An agreement between the United States Forest Service and the Fort McDermitt Tribe for the gathering of unbranded wild horses has been terminated following a legal challenge.
The organisation, Protect Mustangs, says the decision stops an agreement that was sending horses into the hands of alleged kill buyers.
The lawsuit challenging the agreement was taken by California-based Protect Mustangs and Oregon-based Citizens Against Equine Slaughter against the Bureau of Land Management and the Forest Service (USFS).
The Forest Service and the Fort McDermitt Tribe signed the gather agreement on May 30 this year, which the non-profit plaintiffs asserted directed taxpayer dollars and federal personnel to illegally roundup unbranded, wild, free-roaming horses in Nevada on Humboldt-Toiyabe National Forest lands and tribal lands until May 31, 2015.
They said that as a direct result of the complaint and injunction bid, the Forest Service terminated the gather agreement on September 3.
The groups specifically requested the court order the Forest Service and the bureau to can the gather agreement until such time as the agency demonstrated to the Court that it had adequately complied with the law.
The group said that instead of litigating the legality of the gather agreement, the Forest Service terminated the agreement.
“The McDermitt nightmare was the first of what could have been two solid years of heinous roundups authorized by the USFS gather agreement,” said Anne Novak, executive director of Protect Mustangs.

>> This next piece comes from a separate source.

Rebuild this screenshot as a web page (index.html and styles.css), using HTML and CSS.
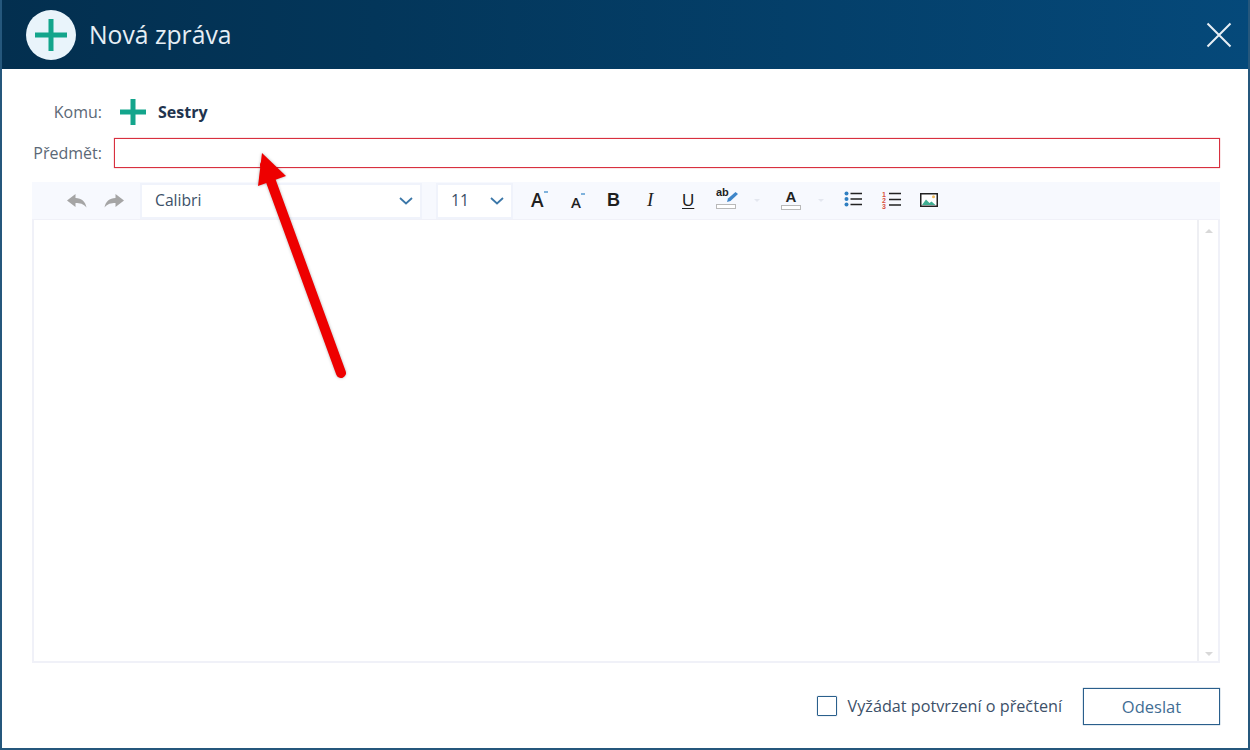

“We are grateful the lawsuit resulted in the Forest Service terminating the agreement because so many horses were ending up in kill-buyers hands. Many were saved by equine welfare groups, but sadly a lot of horses ended up allegedly slaughtered.”
Dr Lester Castro Friedlander, president of Citizens Against Equine Slaughter, said: “It’s unfortunate the first McDermitt roundup wasn’t stopped before horses were sold at auction, but we’re glad we got rid of the underlying agreement that made the McDermitt roundups possible and authorized an undisclosed number of similar roundups until May of 2015.”